*What you will do:*
Single out the lines that include the word "code". Copy them.

[Stored records]
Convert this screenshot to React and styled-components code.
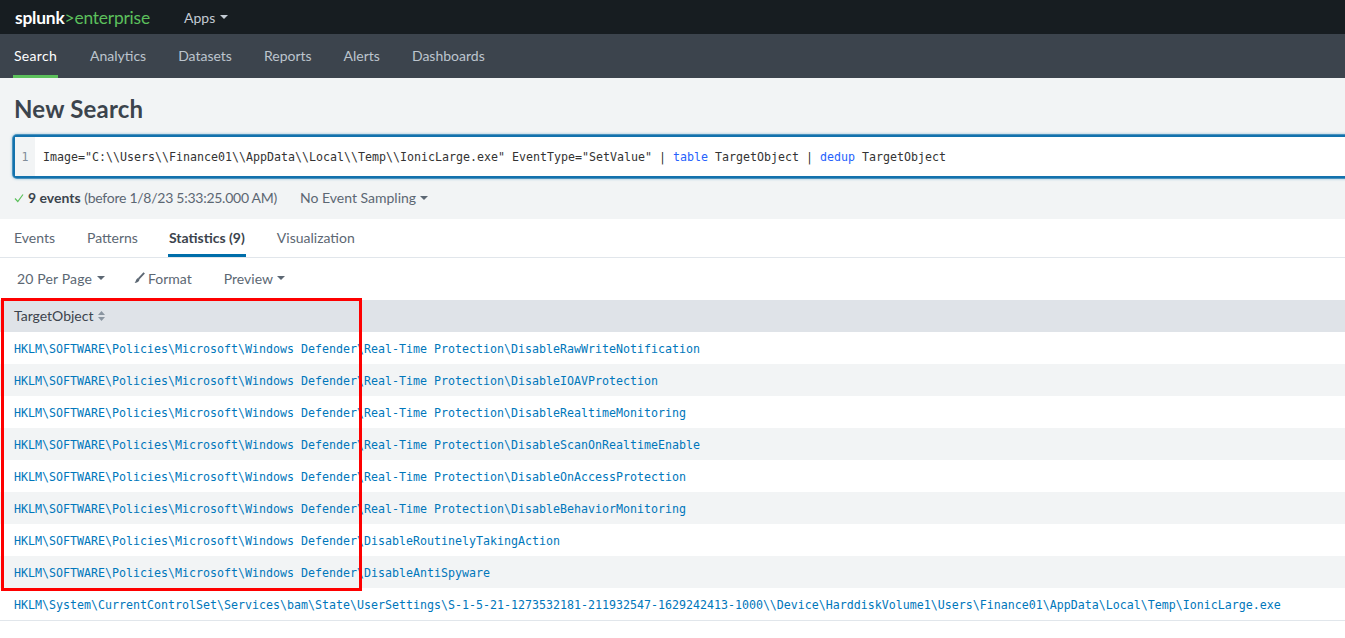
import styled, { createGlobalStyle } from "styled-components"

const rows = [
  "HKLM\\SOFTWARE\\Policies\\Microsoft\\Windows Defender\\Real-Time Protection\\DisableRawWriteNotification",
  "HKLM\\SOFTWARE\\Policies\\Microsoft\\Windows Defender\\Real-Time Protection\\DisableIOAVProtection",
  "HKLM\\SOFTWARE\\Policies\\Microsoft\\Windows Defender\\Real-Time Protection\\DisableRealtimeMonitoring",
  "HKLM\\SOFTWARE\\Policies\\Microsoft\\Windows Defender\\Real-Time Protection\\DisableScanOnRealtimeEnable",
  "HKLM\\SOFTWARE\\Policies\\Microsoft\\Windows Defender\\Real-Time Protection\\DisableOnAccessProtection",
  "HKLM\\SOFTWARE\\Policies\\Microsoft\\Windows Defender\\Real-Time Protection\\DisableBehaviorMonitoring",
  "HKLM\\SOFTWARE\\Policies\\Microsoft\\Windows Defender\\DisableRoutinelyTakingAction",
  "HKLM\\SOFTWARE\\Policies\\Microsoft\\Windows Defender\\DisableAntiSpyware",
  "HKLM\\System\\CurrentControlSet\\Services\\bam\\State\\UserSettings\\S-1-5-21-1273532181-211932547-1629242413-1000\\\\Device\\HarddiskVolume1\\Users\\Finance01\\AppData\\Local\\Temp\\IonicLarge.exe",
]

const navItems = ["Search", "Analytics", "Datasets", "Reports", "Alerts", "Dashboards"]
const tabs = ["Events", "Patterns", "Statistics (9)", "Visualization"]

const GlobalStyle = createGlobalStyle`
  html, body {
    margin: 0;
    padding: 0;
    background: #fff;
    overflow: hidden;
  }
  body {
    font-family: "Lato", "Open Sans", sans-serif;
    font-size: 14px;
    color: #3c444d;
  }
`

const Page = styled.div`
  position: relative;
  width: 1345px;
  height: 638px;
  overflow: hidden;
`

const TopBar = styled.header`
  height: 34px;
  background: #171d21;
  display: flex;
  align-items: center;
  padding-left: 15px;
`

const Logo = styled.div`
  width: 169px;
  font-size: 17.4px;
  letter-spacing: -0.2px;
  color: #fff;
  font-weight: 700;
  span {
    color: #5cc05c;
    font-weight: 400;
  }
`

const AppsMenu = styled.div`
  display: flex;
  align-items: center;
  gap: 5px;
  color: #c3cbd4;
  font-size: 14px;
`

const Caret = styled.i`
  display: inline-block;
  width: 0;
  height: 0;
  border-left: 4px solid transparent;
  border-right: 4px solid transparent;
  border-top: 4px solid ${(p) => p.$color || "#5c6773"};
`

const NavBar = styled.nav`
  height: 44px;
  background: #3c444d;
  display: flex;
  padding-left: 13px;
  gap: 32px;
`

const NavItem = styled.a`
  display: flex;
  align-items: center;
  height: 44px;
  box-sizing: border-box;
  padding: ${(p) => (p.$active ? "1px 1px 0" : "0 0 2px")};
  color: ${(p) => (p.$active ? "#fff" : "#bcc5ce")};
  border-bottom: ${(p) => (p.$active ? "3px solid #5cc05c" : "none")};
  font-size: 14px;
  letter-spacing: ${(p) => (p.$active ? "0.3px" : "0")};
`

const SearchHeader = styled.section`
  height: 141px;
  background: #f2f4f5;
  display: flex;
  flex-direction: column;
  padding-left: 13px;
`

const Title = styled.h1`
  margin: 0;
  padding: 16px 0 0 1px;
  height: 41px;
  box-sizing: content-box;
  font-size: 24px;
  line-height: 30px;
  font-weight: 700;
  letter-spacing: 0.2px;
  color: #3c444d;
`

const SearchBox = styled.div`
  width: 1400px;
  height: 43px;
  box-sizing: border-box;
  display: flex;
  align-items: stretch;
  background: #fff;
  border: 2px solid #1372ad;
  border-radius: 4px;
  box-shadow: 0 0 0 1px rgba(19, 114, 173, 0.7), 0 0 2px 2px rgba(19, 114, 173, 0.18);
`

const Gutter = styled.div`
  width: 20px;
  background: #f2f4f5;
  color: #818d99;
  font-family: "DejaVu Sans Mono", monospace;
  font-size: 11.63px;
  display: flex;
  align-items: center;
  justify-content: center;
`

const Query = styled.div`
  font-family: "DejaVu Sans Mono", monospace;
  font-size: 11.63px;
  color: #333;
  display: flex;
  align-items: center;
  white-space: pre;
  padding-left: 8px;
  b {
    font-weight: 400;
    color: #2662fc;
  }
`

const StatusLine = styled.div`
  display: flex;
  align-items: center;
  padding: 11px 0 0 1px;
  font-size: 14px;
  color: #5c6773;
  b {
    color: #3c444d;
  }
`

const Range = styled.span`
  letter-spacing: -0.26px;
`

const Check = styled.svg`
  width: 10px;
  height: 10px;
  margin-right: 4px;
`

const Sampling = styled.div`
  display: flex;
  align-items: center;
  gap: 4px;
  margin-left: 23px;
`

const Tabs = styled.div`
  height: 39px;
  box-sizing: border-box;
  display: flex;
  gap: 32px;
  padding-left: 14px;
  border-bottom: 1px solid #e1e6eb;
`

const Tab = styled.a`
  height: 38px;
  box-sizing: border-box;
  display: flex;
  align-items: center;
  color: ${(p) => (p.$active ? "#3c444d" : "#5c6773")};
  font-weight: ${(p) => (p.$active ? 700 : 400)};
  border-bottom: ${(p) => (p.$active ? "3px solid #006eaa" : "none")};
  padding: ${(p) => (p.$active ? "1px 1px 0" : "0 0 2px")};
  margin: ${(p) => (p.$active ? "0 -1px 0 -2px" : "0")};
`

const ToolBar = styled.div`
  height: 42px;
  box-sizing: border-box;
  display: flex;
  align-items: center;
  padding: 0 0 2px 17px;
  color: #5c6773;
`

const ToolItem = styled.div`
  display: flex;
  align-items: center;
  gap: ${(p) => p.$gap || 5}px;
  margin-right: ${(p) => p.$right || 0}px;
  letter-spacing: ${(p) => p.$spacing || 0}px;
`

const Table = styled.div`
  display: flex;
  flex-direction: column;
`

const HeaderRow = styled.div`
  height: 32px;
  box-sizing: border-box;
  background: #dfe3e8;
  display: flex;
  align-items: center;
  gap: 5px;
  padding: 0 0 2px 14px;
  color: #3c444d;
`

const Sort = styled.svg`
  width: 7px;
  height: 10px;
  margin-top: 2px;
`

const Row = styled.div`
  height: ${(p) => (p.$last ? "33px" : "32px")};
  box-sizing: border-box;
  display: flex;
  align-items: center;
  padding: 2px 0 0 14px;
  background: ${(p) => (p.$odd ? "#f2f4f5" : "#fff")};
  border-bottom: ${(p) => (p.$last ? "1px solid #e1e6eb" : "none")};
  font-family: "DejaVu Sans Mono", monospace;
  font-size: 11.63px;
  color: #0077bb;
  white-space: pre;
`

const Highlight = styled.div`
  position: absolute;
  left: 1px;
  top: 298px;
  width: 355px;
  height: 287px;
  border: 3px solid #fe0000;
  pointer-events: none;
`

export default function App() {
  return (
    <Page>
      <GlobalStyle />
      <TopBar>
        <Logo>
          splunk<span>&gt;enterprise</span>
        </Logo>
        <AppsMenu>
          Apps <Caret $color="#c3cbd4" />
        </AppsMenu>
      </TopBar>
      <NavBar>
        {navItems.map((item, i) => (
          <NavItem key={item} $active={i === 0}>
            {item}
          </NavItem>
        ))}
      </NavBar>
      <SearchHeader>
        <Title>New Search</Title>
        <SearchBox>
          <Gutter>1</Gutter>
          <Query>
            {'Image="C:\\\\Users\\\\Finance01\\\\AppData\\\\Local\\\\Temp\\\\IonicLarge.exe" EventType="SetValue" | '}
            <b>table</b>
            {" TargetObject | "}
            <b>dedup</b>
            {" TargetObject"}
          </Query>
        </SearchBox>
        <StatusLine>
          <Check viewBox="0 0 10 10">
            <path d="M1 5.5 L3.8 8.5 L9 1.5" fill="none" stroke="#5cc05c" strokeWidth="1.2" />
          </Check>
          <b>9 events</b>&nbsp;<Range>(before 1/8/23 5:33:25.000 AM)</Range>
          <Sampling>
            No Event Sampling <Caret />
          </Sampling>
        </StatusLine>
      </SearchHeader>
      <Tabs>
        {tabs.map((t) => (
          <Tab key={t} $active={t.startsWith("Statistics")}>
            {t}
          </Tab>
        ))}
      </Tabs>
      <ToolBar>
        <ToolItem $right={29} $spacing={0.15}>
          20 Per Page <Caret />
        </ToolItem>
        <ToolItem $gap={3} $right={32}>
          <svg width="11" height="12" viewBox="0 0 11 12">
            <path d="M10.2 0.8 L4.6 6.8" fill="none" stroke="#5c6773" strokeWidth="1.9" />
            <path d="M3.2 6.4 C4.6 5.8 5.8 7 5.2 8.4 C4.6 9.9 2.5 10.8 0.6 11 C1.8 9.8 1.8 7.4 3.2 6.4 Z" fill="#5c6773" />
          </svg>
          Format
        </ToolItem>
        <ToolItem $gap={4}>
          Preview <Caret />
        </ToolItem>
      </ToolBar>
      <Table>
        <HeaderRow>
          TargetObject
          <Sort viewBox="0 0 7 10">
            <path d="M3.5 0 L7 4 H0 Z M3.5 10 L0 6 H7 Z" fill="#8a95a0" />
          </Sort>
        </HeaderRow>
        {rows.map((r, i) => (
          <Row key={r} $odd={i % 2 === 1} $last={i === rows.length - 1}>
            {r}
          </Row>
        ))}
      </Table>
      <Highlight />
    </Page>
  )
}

--

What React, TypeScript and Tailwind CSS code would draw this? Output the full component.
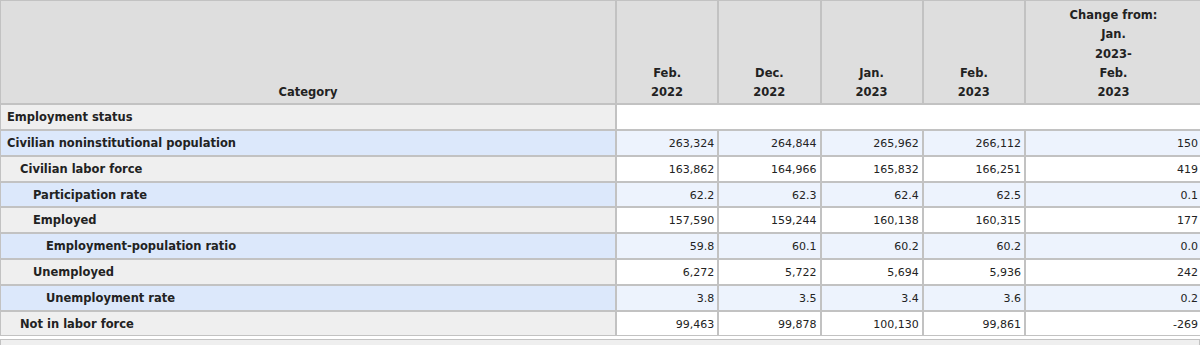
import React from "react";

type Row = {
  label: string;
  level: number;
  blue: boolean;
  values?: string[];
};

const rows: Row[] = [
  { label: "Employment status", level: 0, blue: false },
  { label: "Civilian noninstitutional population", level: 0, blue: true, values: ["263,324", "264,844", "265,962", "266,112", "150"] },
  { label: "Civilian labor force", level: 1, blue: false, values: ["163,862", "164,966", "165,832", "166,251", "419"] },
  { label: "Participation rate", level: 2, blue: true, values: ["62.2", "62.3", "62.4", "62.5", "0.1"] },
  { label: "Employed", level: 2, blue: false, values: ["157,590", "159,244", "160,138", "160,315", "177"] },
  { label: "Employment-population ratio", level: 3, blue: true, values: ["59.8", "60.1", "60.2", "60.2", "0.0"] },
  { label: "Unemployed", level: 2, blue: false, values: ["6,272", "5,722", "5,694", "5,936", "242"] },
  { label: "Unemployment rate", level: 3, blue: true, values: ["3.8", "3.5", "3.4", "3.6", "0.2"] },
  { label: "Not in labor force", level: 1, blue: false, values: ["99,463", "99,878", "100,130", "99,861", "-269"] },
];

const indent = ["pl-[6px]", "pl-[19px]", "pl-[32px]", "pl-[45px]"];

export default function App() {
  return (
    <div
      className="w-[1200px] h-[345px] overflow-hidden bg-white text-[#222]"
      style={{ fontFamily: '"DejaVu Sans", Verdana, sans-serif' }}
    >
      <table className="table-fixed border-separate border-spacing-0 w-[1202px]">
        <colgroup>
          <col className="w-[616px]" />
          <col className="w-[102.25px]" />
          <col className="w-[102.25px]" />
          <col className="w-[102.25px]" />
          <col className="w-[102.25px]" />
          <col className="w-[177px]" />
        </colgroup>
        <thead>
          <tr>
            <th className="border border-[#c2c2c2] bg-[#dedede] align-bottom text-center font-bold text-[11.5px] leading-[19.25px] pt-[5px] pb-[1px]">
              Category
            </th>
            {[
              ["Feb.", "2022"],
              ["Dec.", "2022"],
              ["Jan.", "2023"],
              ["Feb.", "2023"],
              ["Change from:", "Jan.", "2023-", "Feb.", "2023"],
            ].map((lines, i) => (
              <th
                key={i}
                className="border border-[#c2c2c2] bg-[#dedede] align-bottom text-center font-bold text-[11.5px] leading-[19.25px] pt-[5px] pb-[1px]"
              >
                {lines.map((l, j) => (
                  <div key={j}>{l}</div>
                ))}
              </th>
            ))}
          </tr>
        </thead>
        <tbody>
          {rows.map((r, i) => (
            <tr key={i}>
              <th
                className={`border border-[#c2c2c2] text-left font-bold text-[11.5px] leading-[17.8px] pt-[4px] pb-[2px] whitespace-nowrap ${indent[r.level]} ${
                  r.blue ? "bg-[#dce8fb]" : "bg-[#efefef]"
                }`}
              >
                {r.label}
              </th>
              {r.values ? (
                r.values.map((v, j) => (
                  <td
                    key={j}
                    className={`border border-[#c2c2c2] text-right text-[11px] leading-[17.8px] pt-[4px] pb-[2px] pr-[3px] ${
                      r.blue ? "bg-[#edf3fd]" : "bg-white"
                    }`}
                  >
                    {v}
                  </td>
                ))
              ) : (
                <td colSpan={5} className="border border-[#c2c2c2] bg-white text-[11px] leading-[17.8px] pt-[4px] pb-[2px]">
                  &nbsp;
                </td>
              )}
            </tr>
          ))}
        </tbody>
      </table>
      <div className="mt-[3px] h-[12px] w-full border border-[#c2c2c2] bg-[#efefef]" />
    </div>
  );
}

*Worked answer:*
Convert this screenshot to React and styled-components code.
What React, TypeScript and Tailwind CSS code would draw this? Output the full component.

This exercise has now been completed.